Simple, Satisfying, SNOB 

Still one of the best in town

At SNOB, Frank Lee and his chef de cuisine Russ Moore capture the season with dishes like squash blossoms stuffed with shrimp mousse and served with S.C. pink-eye peas, housemade tasso ham, and tomato butter

Kaitlyn Iserman

At SNOB, Frank Lee and his chef de cuisine Russ Moore capture the season with dishes like squash blossoms stuffed with shrimp mousse and served with S.C. pink-eye peas, housemade tasso ham, and tomato butter

Frank Lee can cook. His open kitchen at SNOB routinely produces stellar food that is integrally linked to the Lowcountry, utilizing both local ingredients and timeworn traditions native to our region. Through the years, Lee and his staff — including Russ Moore, chef de cuisine for the past two years — have shepherded the restaurant through a successful run from a pioneering visionary of the new Charleston cuisine to a patriarchal stalwart and legendary classic that never goes out of style.

This starts with service and ends with food.
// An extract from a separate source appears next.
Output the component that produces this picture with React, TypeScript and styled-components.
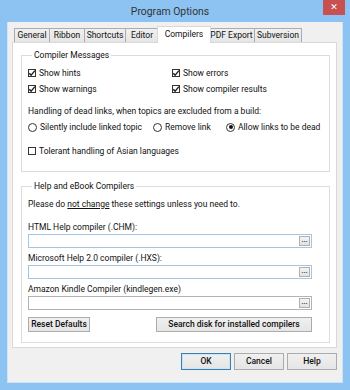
import React from 'react'
import styled, { createGlobalStyle } from 'styled-components'

const GlobalStyle = createGlobalStyle`
    html, body {
        margin: 0;
        padding: 0;
        background: #8dc3f2;
    }
    body {
        font-family: Roboto, 'Liberation Sans', sans-serif;
        font-size: 8.5px;
        color: #111;
    }
`

const tabs = [
    { label: 'General', width: 36 },
    { label: 'Ribbon', width: 36 },
    { label: 'Shortcuts', width: 42 },
    { label: 'Editor', width: 34 },
    { label: 'Compilers', width: 50, active: true },
    { label: 'PDF Export', width: 47 },
    { label: 'Subversion', width: 48 },
]

const compilers = [
    { label: 'HTML Help compiler (.CHM):', focus: true },
    { label: 'Microsoft Help 2.0 compiler (.HXS):', focus: true },
    { label: 'Amazon Kindle Compiler (kindlegen.exe)', focus: false },
]

export default function App() {
    return (
        <>
            <GlobalStyle />
            <Window>
                <TitleBar>
                    <span />
                    <Title>Program Options</Title>
                    <CloseButton>✕</CloseButton>
                </TitleBar>
                <Client>
                    <TabRow>
                        {tabs.map((tab) => (
                            <Tab key={tab.label} $active={!!tab.active} $w={tab.width}>
                                {tab.label}
                            </Tab>
                        ))}
                    </TabRow>
                    <Panel>
                        <Group>
                            <Legend>Compiler Messages</Legend>
                            <CheckGrid>
                                <Check label="Show hints" checked />
                                <Check label="Show errors" checked />
                                <Check label="Show warnings" checked />
                                <Check label="Show compiler results" checked />
                            </CheckGrid>
                            <Text $top={6}>
                                Handling of dead links, when topics are excluded from a build:
                            </Text>
                            <RadioRow>
                                <Radio label="Silently include linked topic" />
                                <Radio label="Remove link" />
                                <Radio label="Allow links to be dead" checked />
                            </RadioRow>
                            <Spacer $h={8} />
                            <Check label="Tolerant handling of Asian languages" />
                        </Group>
                        <Group $second>
                            <Legend>Help and eBook Compilers</Legend>
                            <Text>
                                Please do <Underline>not change</Underline> these settings
                                unless you need to.
                            </Text>
                            <Spacer $h={5} />
                            {compilers.map((c) => (
                                <React.Fragment key={c.label}>
                                    <FieldLabel>{c.label}</FieldLabel>
                                    <Input $focus={c.focus}>
                                        <BrowseButton>...</BrowseButton>
                                    </Input>
                                </React.Fragment>
                            ))}
                            <ButtonRow>
                                <PanelButton $w={62}>Reset Defaults</PanelButton>
                                <PanelButton $w={156}>
                                    Search disk for installed compilers
                                </PanelButton>
                            </ButtonRow>
                        </Group>
                    </Panel>
                    <DialogButtons>
                        <DialogButton $default>OK</DialogButton>
                        <DialogButton>Cancel</DialogButton>
                        <DialogButton>Help</DialogButton>
                    </DialogButtons>
                </Client>
            </Window>
        </>
    )
}

function Check({ label, checked }: { label: string; checked?: boolean }) {
    return (
        <Option>
            <Box>
                {checked && (
                    <svg width="8" height="8" viewBox="0 0 8 8">
                        <path
                            d="M1.2 4.2 L3.1 6.1 L6.9 1.6"
                            fill="none"
                            stroke="#222"
                            strokeWidth="1.4"
                        />
                    </svg>
                )}
            </Box>
            {label}
        </Option>
    )
}

function Radio({ label, checked }: { label: string; checked?: boolean }) {
    return (
        <Option>
            <Circle>{checked && <Dot />}</Circle>
            {label}
        </Option>
    )
}

const Window = styled.div`
    width: 350px;
    height: 390px;
    box-sizing: border-box;
    display: flex;
    flex-direction: column;
    background: #8dc3f2;
    padding: 0 7px 7px;
`

const TitleBar = styled.div`
    height: 22px;
    margin: 0 -2px 0 -7px;
    display: grid;
    grid-template-columns: 1fr auto 1fr;
    align-items: start;
`

const Title = styled.div`
    font-size: 10.4px;
    line-height: 24px;
    color: #333;
    padding-right: 5px;
`

const CloseButton = styled.div`
    justify-self: end;
    width: 22px;
    height: 15px;
    background: #c75050;
    color: #fff;
    font-family: 'DejaVu Sans', sans-serif;
    font-size: 9px;
    font-weight: bold;
    line-height: 15px;
    text-align: center;
`

const Client = styled.div`
    flex: 1;
    display: flex;
    flex-direction: column;
    background: #f0f0f0;
    box-shadow: inset 1px 0 #cfe3f6, inset -1px 0 #cfe3f6, inset 0 -1px #cfe3f6;
    padding: 4px 6px 0 5px;
`

const TabRow = styled.div`
    display: flex;
    align-items: flex-end;
    height: 16px;
    padding-left: 2px;
`

const Tab = styled.div<{ $active: boolean; $w: number }>`
    box-sizing: border-box;
    width: ${(p) => p.$w + (p.$active ? 4 : 0)}px;
    height: ${(p) => (p.$active ? 17 : 14)}px;
    margin: 0 ${(p) => (p.$active ? -2 : 0)}px ${(p) => (p.$active ? -1 : 0)}px;
    position: relative;
    z-index: ${(p) => (p.$active ? 2 : 1)};
    border: 1px solid ${(p) => (p.$active ? '#d9d9d9' : '#acacac')};
    border-bottom: none;
    margin-left: ${(p) => (p.$active ? -2 : -1)}px;
    background: ${(p) => (p.$active ? '#fff' : 'linear-gradient(#f0f0f0, #e5e5e5)')};
    text-align: center;
    line-height: ${(p) => (p.$active ? 15 : 13)}px;
    white-space: nowrap;
    &:first-child {
        margin-left: 0;
    }
`

const Panel = styled.div`
    height: 306px;
    box-sizing: border-box;
    border: 1px solid #d9d9d9;
    background: #fff;
    padding: 6px 6px 0 8px;
    display: flex;
    flex-direction: column;
`

const Group = styled.fieldset<{ $second?: boolean }>`
    margin: ${(p) => (p.$second ? '8px 0 0' : '0')};
    border: 1px solid #dcdcdc;
    padding: 4px ${(p) => (p.$second ? 17 : 6)}px ${(p) => (p.$second ? 10 : 12)}px 6px;
    min-width: 0;
    display: flex;
    flex-direction: column;
`

const Legend = styled.legend`
    padding: 0 2px;
    margin-left: 4px;
    line-height: 12px;
`

const CheckGrid = styled.div`
    display: grid;
    grid-template-columns: 144px 1fr;
    grid-auto-rows: 16px;
`

const Option = styled.label`
    display: flex;
    align-items: center;
    gap: 3px;
    height: 16px;
    white-space: nowrap;
`

const Box = styled.span`
    box-sizing: border-box;
    width: 8px;
    height: 8px;
    border: 1px solid #333;
    background: #fff;
    display: flex;
    align-items: center;
    justify-content: center;
    & svg {
        flex: none;
    }
`

const Circle = styled.span`
    box-sizing: border-box;
    width: 9px;
    height: 9px;
    border: 1px solid #333;
    border-radius: 50%;
    display: flex;
    align-items: center;
    justify-content: center;
`

const Dot = styled.span`
    width: 4px;
    height: 4px;
    border-radius: 50%;
    background: #111;
`

const Text = styled.div<{ $top?: number }>`
    line-height: 16px;
    margin-top: ${(p) => p.$top || 0}px;
    white-space: nowrap;
`

const Underline = styled.span`
    text-decoration: underline;
`

const RadioRow = styled.div`
    display: grid;
    grid-template-columns: 125px 73px auto;
`

const Spacer = styled.div<{ $h: number }>`
    height: ${(p) => p.$h}px;
`

const FieldLabel = styled.div`
    line-height: 14px;
    margin-top: 3px;
    white-space: nowrap;
`

const Input = styled.div<{ $focus: boolean }>`
    box-sizing: border-box;
    height: 14px;
    border: 1px solid ${(p) => (p.$focus ? '#a7c4e2' : '#b3b3b3')};
    background: #fff;
    display: flex;
    justify-content: flex-end;
    align-items: center;
    padding-right: 1px;
`

const BrowseButton = styled.div`
    box-sizing: border-box;
    width: 11px;
    height: 10px;
    border: 1px solid #b0b0b0;
    background: linear-gradient(#f4f4f4, #e2e2e2);
    font-size: 7px;
    line-height: 6px;
    text-align: center;
    font-weight: bold;
    color: #333;
`

const ButtonRow = styled.div`
    display: flex;
    justify-content: space-between;
    margin-top: 7px;
`

const PanelButton = styled.div<{ $w: number }>`
    box-sizing: border-box;
    width: ${(p) => p.$w}px;
    height: 15px;
    border: 1px solid #acacac;
    background: linear-gradient(#f0f0f0, #e5e5e5);
    font-weight: 500;
    line-height: 13px;
    text-align: center;
    white-space: nowrap;
`

const DialogButtons = styled.div`
    display: flex;
    justify-content: flex-end;
    gap: 3px;
    margin-top: 5px;
`

const DialogButton = styled.div<{ $default?: boolean }>`
    box-sizing: border-box;
    width: 50px;
    height: 17px;
    border: 1px solid ${(p) => (p.$default ? '#3c7fb1' : '#acacac')};
    background: linear-gradient(#f0f0f0, #e5e5e5);
    box-shadow: ${(p) => (p.$default ? 'inset 0 0 0 1px #cde4f7' : 'none')};
    font-weight: 500;
    line-height: 15px;
    text-align: center;
`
Arriving at 6:30 on a Thursday evening, a half an hour late, the restaurant is absolutely packed. It takes three minutes for the hostess to find a table. That kind of gracious service defines the Charleston ideal, and it flows throughout an experience at SNOB. Wine is properly poured, dishes come out at a regular speed, the business of the restaurant moves ahead in strict fashion regardless of the size of the crowd, which, due to its popularity with the tourists and locals, often appears sizable. And as the cheekiness of the name implies, all of this occurs without the pomp and pretense normally reserved for locations so close to Broad Street itself.

Here in an old brick warehouse that once served the sailing fleets of the port, people come to experience SNOB's inventive take on Lowcountry cuisine, a playful mix of old and new, native and foreign, all centered around the staples of the region. It's the kind of worldly menu that I imagine the cosmopolitan Charlestonians of antebellum times would appreciate. One finds old standbys juxtaposed next to popular dishes from afar, reinterpreted into the Lowcountry context. If there is a knock on the menu, it could be called somewhat cliché, but the solid execution and sometimes subtle wit folded in makes it all work.

Appetizers like the beef carpaccio ($10) provide for perfect interpretations of classic dishes forged from local ingredients, and popular favorites, like the cornmeal- and tasso-stuffed quail breasts ($13) served with the legs fried and surrounded by a port wine reduction, could be considered budding classics themselves. Simple, creative, and satisfying.

But perhaps the most interesting dishes at SNOB can be found on the seasonal menu and in weekly specials, where the kitchen's creativity with local produce can fully shine — things like local king mackerel ($21), pan seared and floated atop a pile of creamy yellow grits (which, of course, Lee describes as polenta) and a thick tomato caper sauce. The polenta and sauce are almost a dish unto themselves, the fish a tasty accoutrement that compliments the briny capers. The parallels to Lowcountry dishes based on the same cornmeal staple point to a subtle understanding of culinary connections that help define SNOB's approach to food.

But not everything exhibits classic flavor combinations. He pairs seared flounder with a sweet potato and oyster mushroom "hash" for $23 and stuffs fresh squash blossoms, just in season, with a super-rich crab forcemeat, capturing a seasonality that few other restaurants in town approach.

Yet, in many ways, the menu reads as comfort food, a pleasing ode to the meat-and-potatoes Southerner. There is a hearty Charleston okra stew ($8.75) full of perfectly cooked oysters, just curled at the edges, and plump shrimp swimming in a fragrant tomato broth scented with the fat of cured pork. The okra is lightly cooked, rendering it vegetal and crisp; the whole medley is so good that I would never dream of eating at SNOB without ordering a bowl.

Tuesday night is prime rib night, when they roast a local, grass-fed rib of beef and offer generous slabs for $26. They come with a homestyle potato gratin, some steamed pole beans, and a little tin of horseradish sauce. Tossed down with a good beer, the beef dinner may be the most satisfying Tuesday night plate in town.

That would be the theme to sum up SNOB: supremely satisfying. It's place where you can eat up and dress down, where the help is attentive and professional but doesn't demand your attention, where the act of eating doesn't have to be so much thought about rather than merely enjoyed — and perhaps that's the measure of a classic restaurant, one that will continue to stand the test of time. They have a formula for success that includes enough creative innovation to make each return fresh and enough classic style to keep you looking forward to your favorite Tuesday night steak dinner, four seasons out of the year.